There is also the educational part – I think that specifically for me being in youth education is showing that the next generation can be more thoughtful about connecting with the earth & with our food. When things like this are difficult to talk about, people tend to shut down, they don’t want to talk about it, it’s uncomfortable. This is why it’s important to garden, people can see their greater impact. It brings to light to a larger, shared humanity that we can see; we’re part of a community.

When we grow food or when we cook, we want to share it with people. Food is central to our human existence, and a communal part of our world and of our lives – we just forget.

Gardens help us bring that back. If we can grow our food, and cook it, and share with people, that in itself just brings to the forefront that communal nature that is very ingrained in us.

Hopefully the youth we are working with take home the plants or the knowledge we are sharing with them, and then pass on their excitement and curiosity with their parents about their little plant; how they put the seed in the dirt, and how now it has grown. At any age, you can spark that excitement of ‘I had a seed, and now it is a carrot.’

Right now, I have about 20 little pea plants in my pots. I love peas because they just seem very friendly. As they grow they have these little tendrils and they look like they have a little skirt, so when the wind hits them, they kind of look like little butterflies, and then they have these wild little flowers. Sometimes they have pink little flowers, depending on the variety, and then the flower shoots up pea pods. I just love them, they’re so beautiful. They smile at me. It’s so cute.

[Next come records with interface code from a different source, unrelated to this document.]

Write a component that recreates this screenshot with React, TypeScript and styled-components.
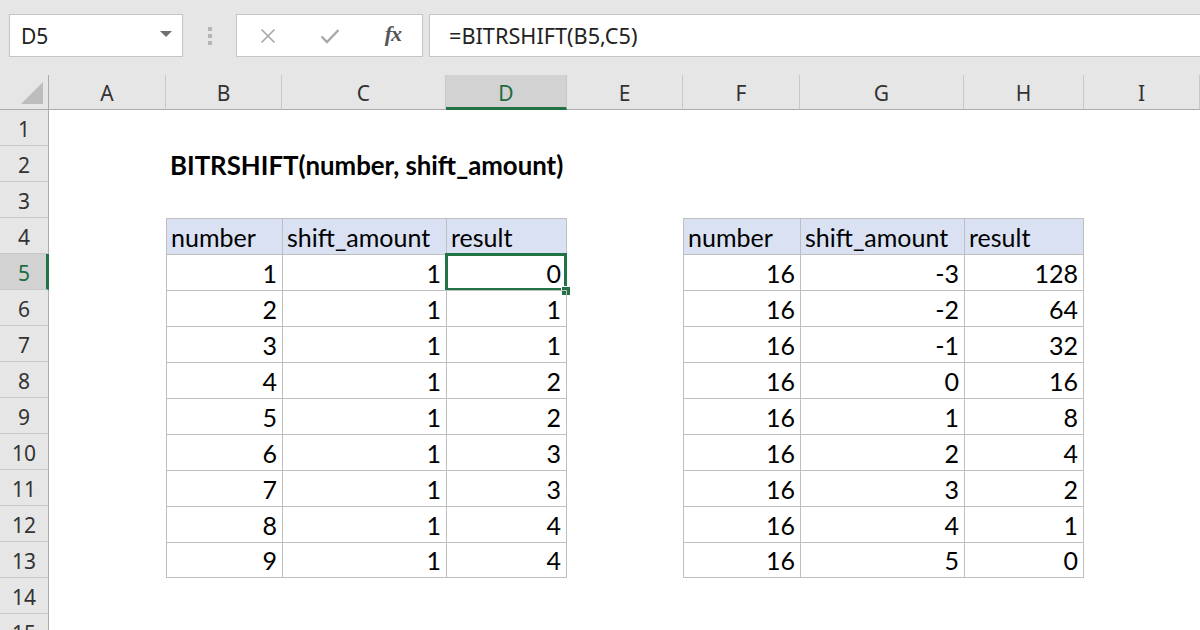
import React from "react";
import styled, { createGlobalStyle, css } from "styled-components";

const GlobalStyle = createGlobalStyle`
  html, body { margin: 0; padding: 0; background: #ffffff; overflow: hidden; }
  * { box-sizing: border-box; }
`;

const UI_FONT = `"Noto Sans", "Open Sans", sans-serif`;
const CELL_FONT = `Lato, "Liberation Sans", sans-serif`;
const GREEN = "#217346";
const TABLE_LINE = "#bfbfbf";

const Page = styled.div`
  width: 1200px;
  height: 630px;
  overflow: hidden;
  display: flex;
  flex-direction: column;
`;

const FormulaBar = styled.div`
  height: 75px;
  flex: none;
  background: #e6e6e6;
  display: flex;
  align-items: flex-start;
  padding: 14px 0 0 9px;
`;

const Box = styled.div`
  height: 43px;
  background: #ffffff;
  border: 1px solid #c6c6c6;
  display: flex;
  align-items: center;
`;

const NameBox = styled(Box)`
  width: 174px;
  padding: 0 10px 0 11px;
  justify-content: space-between;
  font-family: ${UI_FONT};
  font-size: 21px;
  color: #222;
`;

const Caret = styled.span`
  width: 0;
  height: 0;
  border-left: 6px solid transparent;
  border-right: 6px solid transparent;
  border-top: 6px solid #6f6f6f;
  margin-top: -4px;
`;

const Grip = styled.div`
  width: 53px;
  height: 43px;
  display: flex;
  flex-direction: column;
  align-items: center;
  justify-content: center;
  gap: 3px;
  span {
    width: 4px;
    height: 4px;
    background: #b4b4b4;
  }
`;

const FxButtons = styled(Box)`
  width: 187px;
  justify-content: space-between;
  padding: 0 21px 0 23px;
`;

const FxLabel = styled.span`
  font-family: "Liberation Serif", serif;
  font-style: italic;
  font-weight: bold;
  font-size: 22px;
  color: #555;
  letter-spacing: -1px;
  margin-top: -3px;
`;

const FormulaInput = styled(Box)`
  flex: 1;
  margin-left: 6px;
  margin-right: -4px;
  padding-left: 19px;
  font-family: ${UI_FONT};
  font-size: 21.7px;
  color: #222;
`;

const COLS = [49, 117, 116, 164, 121, 116, 117, 164, 120, 116];
const LETTERS = ["A", "B", "C", "D", "E", "F", "G", "H", "I"];

const Sheet = styled.div`
  display: grid;
  grid-template-columns: ${COLS.map((c) => `${c}px`).join(" ")};
  grid-template-rows: 35px repeat(15, 36px);
`;

const Corner = styled.div`
  background: #e6e6e6;
  border-right: 1px solid #ababab;
  border-bottom: 1px solid #ababab;
  position: relative;
  &::after {
    content: "";
    position: absolute;
    right: 5px;
    bottom: 5px;
    width: 0;
    height: 0;
    border-left: 22px solid transparent;
    border-bottom: 22px solid #bdbdbd;
  }
`;

const ColHeader = styled.div<{ $selected?: boolean }>`
  background: ${(p) => (p.$selected ? "#d2d2d2" : "#e6e6e6")};
  border-right: 1px solid #c8c8c8;
  border-bottom: ${(p) => (p.$selected ? `3px solid ${GREEN}` : "1px solid #ababab")};
  display: flex;
  align-items: center;
  justify-content: center;
  padding-top: ${(p) => (p.$selected ? "3px" : "1px")};
  font-family: ${UI_FONT};
  font-size: 21px;
  color: ${(p) => (p.$selected ? "#1e6b41" : "#333")};
`;

const RowHeader = styled.div<{ $selected?: boolean }>`
  background: ${(p) => (p.$selected ? "#d2d2d2" : "#e6e6e6")};
  border-bottom: 1px solid #c8c8c8;
  border-right: ${(p) => (p.$selected ? `3px solid ${GREEN}` : "1px solid #ababab")};
  display: flex;
  align-items: center;
  justify-content: center;
  padding-left: ${(p) => (p.$selected ? "2px" : "0")};
  padding-top: 3px;
  font-family: ${UI_FONT};
  font-size: 21px;
  color: ${(p) => (p.$selected ? "#1e6b41" : "#333")};
`;

type Kind = "empty" | "head" | "data";

const Cell = styled.div<{
  $kind: Kind;
  $last?: boolean;
  $bottom?: boolean;
}>`
  position: relative;
  display: flex;
  align-items: flex-end;
  padding: 0 5px 4px 5px;
  font-family: ${CELL_FONT};
  font-size: 25px;
  line-height: 1;
  color: #000;
  white-space: nowrap;
  ${(p) =>
    p.$kind !== "empty" &&
    css`
      border-top: 1px solid ${TABLE_LINE};
      border-left: 1px solid ${TABLE_LINE};
      ${p.$last && `border-right: 1px solid ${TABLE_LINE};`}
      ${p.$bottom && `border-bottom: 1px solid ${TABLE_LINE};`}
    `}
  ${(p) =>
    p.$kind === "head" &&
    css`
      background: #d9e1f2;
      justify-content: flex-start;
      padding-left: 4px;
    `}
  ${(p) =>
    p.$kind === "data" &&
    css`
      justify-content: flex-end;
    `}
`;

const Title = styled.div`
  grid-column: span 3;
  display: flex;
  align-items: flex-end;
  padding: 0 0 3px 4px;
  font-family: ${CELL_FONT};
  font-weight: bold;
  font-size: 25.8px;
  line-height: 1;
  color: #000;
  white-space: nowrap;
`;

const Selection = styled.div`
  position: absolute;
  top: -2px;
  left: -2px;
  right: -1px;
  bottom: -1px;
  border: 3px solid ${GREEN};
  pointer-events: none;
`;

const FillHandle = styled.div`
  position: absolute;
  right: -6px;
  bottom: -7px;
  width: 9px;
  height: 9px;
  background: ${GREEN};
  border-left: 1px solid #fff;
  border-top: 1px solid #fff;
`;

const t1Result = [0, 1, 1, 2, 2, 3, 3, 4, 4];
const t2Shift = [-3, -2, -1, 0, 1, 2, 3, 4, 5];
const t2Result = [128, 64, 32, 16, 8, 4, 2, 1, 0];

function cellContent(row: number, col: number): { kind: Kind; text?: string; last?: boolean; bottom?: boolean } {
  const inT1 = col >= 1 && col <= 3;
  const inT2 = col >= 5 && col <= 7;
  if ((inT1 || inT2) && row >= 4 && row <= 13) {
    const idx = inT1 ? col - 1 : col - 5;
    const last = idx === 2;
    const bottom = row === 13;
    if (row === 4) {
      return { kind: "head", text: ["number", "shift_amount", "result"][idx], last, bottom };
    }
    const i = row - 5;
    const text = inT1 ? String([i + 1, 1, t1Result[i]][idx]) : String([16, t2Shift[i], t2Result[i]][idx]);
    return { kind: "data", text, last, bottom };
  }
  return { kind: "empty" };
}

const XIcon = () => (
  <svg width="16" height="16" viewBox="0 0 16 16">
    <path d="M1.5 1.5 L14.5 14.5 M14.5 1.5 L1.5 14.5" stroke="#a8a8a8" strokeWidth="1.6" fill="none" />
  </svg>
);

const CheckIcon = () => (
  <svg width="20" height="16" viewBox="0 0 20 16">
    <path d="M1.5 8.5 L7 14 L18.5 2" stroke="#a8a8a8" strokeWidth="2.4" fill="none" />
  </svg>
);

export default function App() {
  const rows = Array.from({ length: 15 }, (_, i) => i + 1);
  return (
    <Page>
      <GlobalStyle />
      <FormulaBar>
        <NameBox>
          <span>D5</span>
          <Caret />
        </NameBox>
        <Grip>
          <span />
          <span />
          <span />
        </Grip>
        <FxButtons>
          <XIcon />
          <CheckIcon />
          <FxLabel>fx</FxLabel>
        </FxButtons>
        <FormulaInput>=BITRSHIFT(B5,C5)</FormulaInput>
      </FormulaBar>
      <Sheet>
        <Corner />
        {LETTERS.map((l) => (
          <ColHeader key={l} $selected={l === "D"}>
            {l}
          </ColHeader>
        ))}
        {rows.map((r) => (
          <React.Fragment key={r}>
            <RowHeader $selected={r === 5}>{r}</RowHeader>
            {r === 2 ? (
              <>
                <Cell $kind="empty" />
                <Title>BITRSHIFT(number, shift_amount)</Title>
                {[4, 5, 6, 7, 8].map((c) => (
                  <Cell key={c} $kind="empty" />
                ))}
              </>
            ) : (
              LETTERS.map((_, c) => {
                const info = cellContent(r, c);
                return (
                  <Cell key={c} $kind={info.kind} $last={info.last} $bottom={info.bottom}>
                    {info.text}
                    {r === 5 && c === 3 && (
                      <Selection>
                        <FillHandle />
                      </Selection>
                    )}
                  </Cell>
                );
              })
            )}
          </React.Fragment>
        ))}
      </Sheet>
    </Page>
  );
}
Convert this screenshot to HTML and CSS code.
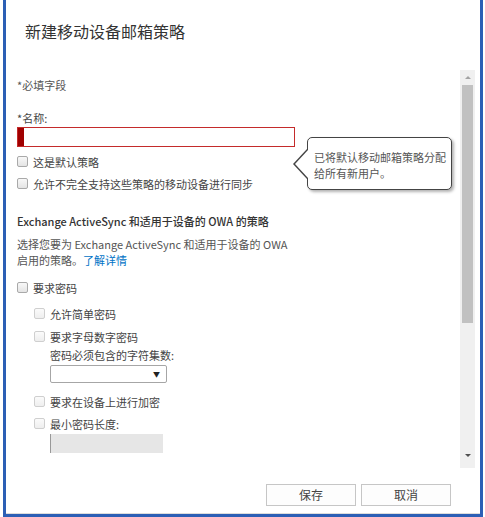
FILE: index.html
```html
<!DOCTYPE html>
<html lang="zh-CN">
<head>
<meta charset="utf-8">
<link rel="stylesheet" href="styles.css">
</head>
<body>
<div class="frame">
  <div class="title">新建移动设备邮箱策略</div>
  <div class="main">
    <div class="content">
      <div class="required">*必填字段</div>
      <div class="label-name">*名称:</div>
      <div class="name-input"><span class="name-mark"></span></div>
      <div class="check first"><span class="box"></span><span class="text">这是默认策略</span></div>
      <div class="check gap4"><span class="box"></span><span class="text">允许不完全支持这些策略的移动设备进行同步</span></div>
      <div class="section">Exchange ActiveSync 和适用于设备的 OWA 的策略</div>
      <div class="para">选择您要为 Exchange ActiveSync 和适用于设备的 OWA<br>启用的策略。<a class="link">了解详情</a></div>
      <div class="check pwd"><span class="box"></span><span class="text">要求密码</span></div>
      <div class="nested">
        <div class="check dis n1"><span class="box"></span><span class="text">允许简单密码</span></div>
        <div class="check dis n2"><span class="box"></span>
          <div class="text">要求字母数字密码<br>密码必须包含的字符集数:
            <div class="select"><span class="arrow">▼</span></div>
          </div>
        </div>
        <div class="check dis n3"><span class="box"></span><span class="text">要求在设备上进行加密</span></div>
        <div class="check dis n4"><span class="box"></span>
          <div class="text">最小密码长度:
            <div class="dis-input"></div>
          </div>
        </div>
      </div>
      <div class="tip">
        <span class="tip-arrow"></span>
        <span class="tip-arrow-in"></span>
        已将默认移动邮箱策略分配<br>给所有新用户。
      </div>
    </div>
    <div class="scrollbar">
      <span class="sb-up"></span>
      <span class="sb-thumb"></span>
      <span class="sb-down"></span>
    </div>
  </div>
  <div class="footer">
    <button class="btn">保存</button>
    <button class="btn">取消</button>
  </div>
</div>
</body>
</html>
```

FILE: styles.css
```css
html, body {
  margin: 0;
  padding: 0;
  background: #ffffff;
}
body {
  width: 485px;
  height: 517px;
  overflow: hidden;
  font-family: "Noto Sans CJK SC", "Noto Sans", sans-serif;
  color: #444;
}
.frame {
  box-sizing: border-box;
  margin-left: 3px;
  width: 480px;
  height: 517px;
  border: 3px solid #2c5fb5;
  border-top: 0;
  background: #fff;
  display: flex;
  flex-direction: column;
}
.title {
  font-size: 16px;
  line-height: 20px;
  color: #333;
  padding: 21px 0 0 19px;
  height: 49px;
  flex: none;
}
.main {
  display: flex;
  height: 398px;
  flex: none;
}
.content {
  position: relative;
  width: 454px;
  padding-left: 11px;
  box-sizing: border-box;
  overflow: hidden;
  font-size: 11px;
  line-height: 18px;
}
.required {
  margin-top: 6px;
  color: #555;
}
.label-name {
  margin-top: 16px;
  line-height: 16px;
}
.name-input {
  margin-top: 1px;
  width: 278px;
  height: 20px;
  box-sizing: border-box;
  border: 1px solid #c42b2b;
  display: flex;
}
.name-mark {
  width: 6px;
  background: #a00000;
}
.check {
  display: flex;
  align-items: flex-start;
}
.box {
  flex: none;
  width: 11px;
  height: 11px;
  box-sizing: border-box;
  margin: 3px 5px 0 0;
  border: 1px solid #a9a9a9;
  border-radius: 2px;
  background: linear-gradient(#f8f8f8, #e4e4e4);
}
.check.dis .box {
  border-color: #cfcfcf;
  background: linear-gradient(#fbfbfb, #eeeeee);
}
.first { margin-top: 6px; }
.gap4 { margin-top: 4px; }
.section {
  margin-top: 19px;
  font-weight: 500;
  color: #333;
}
.para {
  margin-top: 6px;
  line-height: 16px;
  color: #555;
}
.link {
  color: #0072c6;
}
.pwd { margin-top: 11px; }
.nested {
  padding-left: 17px;
}
.n1 { margin-top: 8px; }
.n2 { margin-top: 5px; }
.n3 { margin-top: 10px; }
.n4 { margin-top: 4px; }
.select {
  margin-top: 1px;
  width: 117px;
  height: 18px;
  box-sizing: border-box;
  border: 1px solid #a6a6a6;
  border-radius: 2px;
  background: #fff;
  display: flex;
  justify-content: flex-end;
  align-items: center;
  padding-right: 6px;
}
.arrow {
  font-size: 7px;
  line-height: 8px;
  color: #222;
}
.dis-input {
  margin-top: 1px;
  width: 113px;
  height: 19px;
  box-sizing: border-box;
  background: #e6e6e6;
  border-left: 1px solid #999;
}
.tip {
  position: absolute;
  left: 301px;
  top: 67px;
  width: 145px;
  height: 53px;
  box-sizing: border-box;
  border: 1px solid #444;
  border-radius: 5px;
  background: #fff;
  box-shadow: 2px 2px 3px rgba(0,0,0,0.3);
  padding: 11px 0 0 6px;
  line-height: 16px;
  color: #555;
}
.tip-arrow {
  position: absolute;
  left: -15px;
  top: 11px;
  width: 0;
  height: 0;
  border-top: 15px solid transparent;
  border-bottom: 15px solid transparent;
  border-right: 14px solid #444;
}
.tip-arrow-in {
  position: absolute;
  left: -13px;
  top: 12px;
  width: 0;
  height: 0;
  border-top: 14px solid transparent;
  border-bottom: 14px solid transparent;
  border-right: 13px solid #fff;
}
.scrollbar {
  width: 15px;
  height: 398px;
  background: #f0f0f0;
  position: relative;
  display: flex;
  flex-direction: column;
  align-items: center;
}
.sb-up {
  margin-top: 6px;
  width: 0;
  height: 0;
  border-left: 3px solid transparent;
  border-right: 3px solid transparent;
  border-bottom: 3px solid #a3a3a3;
}
.sb-thumb {
  margin-top: 6px;
  width: 11px;
  height: 238px;
  background: #c1c1c1;
}
.sb-down {
  margin-top: 131px;
  width: 0;
  height: 0;
  border-left: 3px solid transparent;
  border-right: 3px solid transparent;
  border-top: 3px solid #505050;
}
.footer {
  flex: 1;
  display: flex;
  justify-content: flex-end;
  align-items: flex-start;
  gap: 5px;
  padding: 16px 29px 0 0;
  border-bottom: 1px solid #dcdcdc;
}
.btn {
  width: 90px;
  height: 22px;
  box-sizing: border-box;
  border: 1px solid #c6c6c6;
  background: #fdfdfd;
  font-family: "Noto Sans CJK SC", "Noto Sans", sans-serif;
  font-size: 12px;
  color: #444;
  padding: 0;
  line-height: 20px;
}
```
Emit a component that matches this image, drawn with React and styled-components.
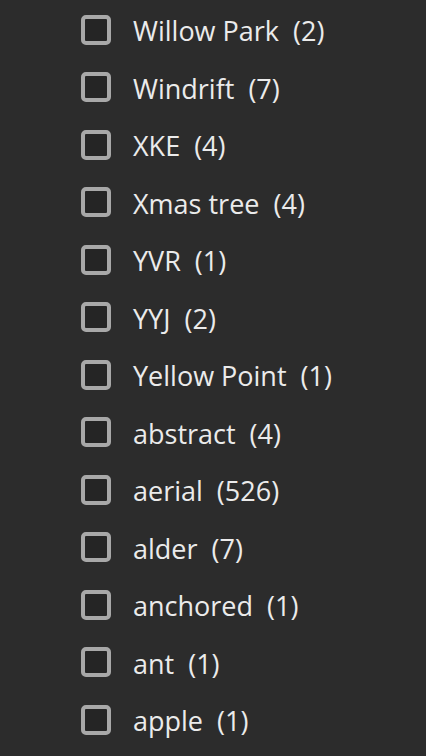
import React from "react";
import styled, { createGlobalStyle } from "styled-components";

const GlobalStyle = createGlobalStyle`
  html, body {
    margin: 0;
    padding: 0;
    background: #2c2c2c;
  }
  body {
    font-family: "Open Sans", "Liberation Sans", sans-serif;
  }
`;

const List = styled.ul`
  list-style: none;
  margin: 0;
  padding: 1px 0 0 81px;
  background: #2c2c2c;
  min-height: 756px;
  box-sizing: border-box;
`;

const Row = styled.li`
  display: flex;
  align-items: center;
  height: 57.5px;
`;

const Box = styled.span`
  flex: none;
  width: 30px;
  height: 30px;
  box-sizing: border-box;
  border: 4px solid #a8a8a8;
  border-radius: 5px;
  background: #252525;
  margin-right: 22px;
`;

const Label = styled.span`
  color: #ebebeb;
  font-size: 27px;
  font-weight: 500;
  line-height: 1;
  padding-top: 2px;
  white-space: nowrap;
`;

const Count = styled.span`
  margin-left: 14px;
`;

const tags = [
  ["Willow Park", 2],
  ["Windrift", 7],
  ["XKE", 4],
  ["Xmas tree", 4],
  ["YVR", 1],
  ["YYJ", 2],
  ["Yellow Point", 1],
  ["abstract", 4],
  ["aerial", 526],
  ["alder", 7],
  ["anchored", 1],
  ["ant", 1],
  ["apple", 1],
];

export default function App() {
  return (
    <>
      <GlobalStyle />
      <List>
        {tags.map(([name, count]) => (
          <Row key={name}>
            <Box />
            <Label>
              {name}
              <Count>({count})</Count>
            </Label>
          </Row>
        ))}
      </List>
    </>
  );
}
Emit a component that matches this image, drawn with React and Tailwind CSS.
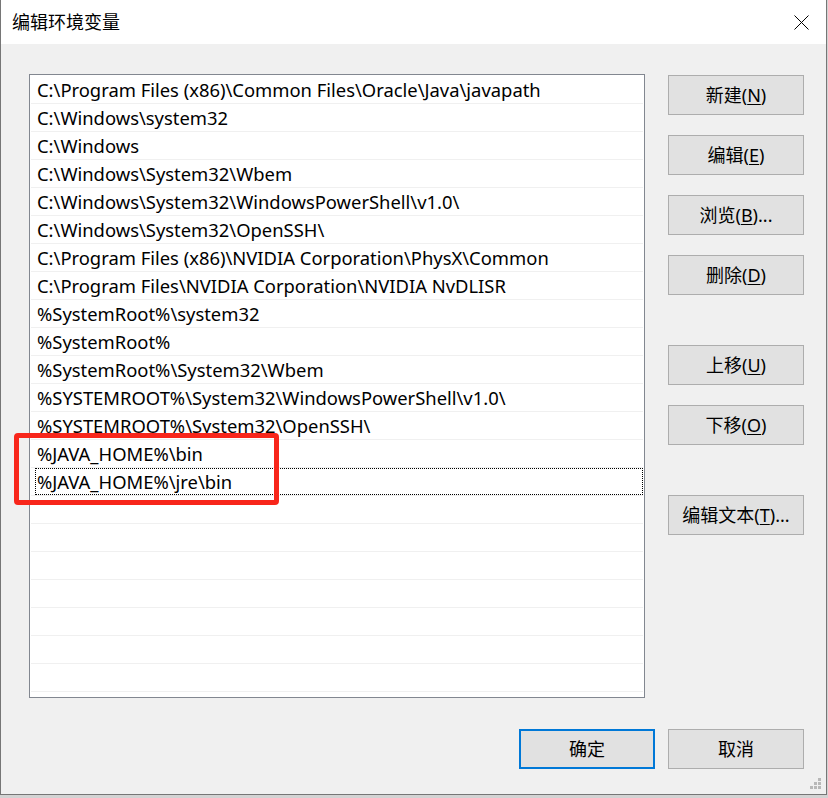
import React from 'react';

const paths = [
  'C:\\Program Files (x86)\\Common Files\\Oracle\\Java\\javapath',
  'C:\\Windows\\system32',
  'C:\\Windows',
  'C:\\Windows\\System32\\Wbem',
  'C:\\Windows\\System32\\WindowsPowerShell\\v1.0\\',
  'C:\\Windows\\System32\\OpenSSH\\',
  'C:\\Program Files (x86)\\NVIDIA Corporation\\PhysX\\Common',
  'C:\\Program Files\\NVIDIA Corporation\\NVIDIA NvDLISR',
  '%SystemRoot%\\system32',
  '%SystemRoot%',
  '%SystemRoot%\\System32\\Wbem',
  '%SYSTEMROOT%\\System32\\WindowsPowerShell\\v1.0\\',
  '%SYSTEMROOT%\\System32\\OpenSSH\\',
  '%JAVA_HOME%\\bin',
  '%JAVA_HOME%\\jre\\bin',
];

const rows = [...paths, ...Array(22 - paths.length).fill('')];
const font = { fontFamily: '"Noto Sans", "Noto Sans CJK SC", sans-serif' };

// label with one underlined mnemonic key
const Btn = ({ label, hot, tail = '', primary, className = '' }) => (
  <button
    className={`w-[136px] h-[40px] bg-[#e1e1e1] text-[18px] text-black flex items-center justify-center leading-none ${
      primary ? 'border-2 border-[#0078d7]' : 'border border-[#adadad]'
    } ${className}`}
  >
    <span>
      {label}
      {hot && (
        <>
          (<span className="underline underline-offset-2">{hot}</span>)
        </>
      )}
      {tail}
    </span>
  </button>
);

export default function App() {
  return (
    <div className="w-[828px] h-[798px] bg-[#d3d3d3] relative overflow-hidden" style={font}>
      <div className="w-[827px] h-[795px] border-l border-r border-b border-[#767676] flex flex-col">
        {/* title bar */}
        <div className="h-[44px] bg-white flex items-center justify-between pl-[11px] pr-[17px]">
          <span className="text-[18px] text-black">编辑环境变量</span>
          <svg width="15" height="15" viewBox="0 0 15 15">
            <path d="M0.5 0.5L14.5 14.5M14.5 0.5L0.5 14.5" stroke="#000" strokeWidth="1" />
          </svg>
        </div>

        {/* body */}
        <div className="flex-1 bg-[#f0f0f0] pl-[28px] pt-[30px] pr-[22px] flex flex-col relative">
          <div className="flex">
            <div className="w-[616px] h-[624px] border border-[#828790] bg-white p-[1px] overflow-hidden">
              {rows.map((p, i) => (
                <div key={i} className="h-[28px] border-b border-[#f0f0f0] flex">
                  {i === 14 ? (
                    <div className="flex-1 ml-[4px] border border-dotted border-black pl-[1px] pt-[1px] flex items-center text-[18.4px] text-black whitespace-nowrap">
                      {p}
                    </div>
                  ) : (
                    <div className="flex-1 pl-[6px] pt-[1px] flex items-center text-[18.4px] text-black whitespace-nowrap">
                      {p}
                    </div>
                  )}
                </div>
              ))}
            </div>

            <div className="ml-[23px] pt-[1px] flex flex-col">
              <Btn label="新建" hot="N" />
              <Btn label="编辑" hot="E" className="mt-[20px]" />
              <Btn label="浏览" hot="B" tail="..." className="mt-[20px]" />
              <Btn label="删除" hot="D" className="mt-[20px]" />
              <Btn label="上移" hot="U" className="mt-[50px]" />
              <Btn label="下移" hot="O" className="mt-[20px]" />
              <Btn label="编辑文本" hot="T" tail="..." className="mt-[50px]" />
            </div>
          </div>

          <div className="flex justify-end gap-[13px] mt-[31px]">
            <Btn label="确定" primary />
            <Btn label="取消" />
          </div>

          {/* size grip */}
          <svg className="absolute right-[4px] bottom-[4px]" width="12" height="12" viewBox="0 0 12 12" fill="#b8b8b8">
            <rect x="8" y="0" width="3" height="3" />
            <rect x="4" y="4" width="3" height="3" />
            <rect x="8" y="4" width="3" height="3" />
            <rect x="0" y="8" width="3" height="3" />
            <rect x="4" y="8" width="3" height="3" />
            <rect x="8" y="8" width="3" height="3" />
          </svg>
        </div>
      </div>

      {/* red annotation box */}
      <div className="absolute left-[14px] top-[433px] w-[265px] h-[72px] border-[5px] border-[#f8261b] rounded-[4px]" />
    </div>
  );
}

For anyone new to gardening, my advice would be to plant things you like to eat. Also don’t be afraid of things dying. You will learn, don’t get discouraged.

Some years will be great, some years will not. And that doesn’t determine your skill as a gardener, so instead of taking it as a failure, take it as a learning experience. Take whatever outcome, and try to get curious about why that happened. And you can make the changes that you need for the next year, you can make it a lifelong practice.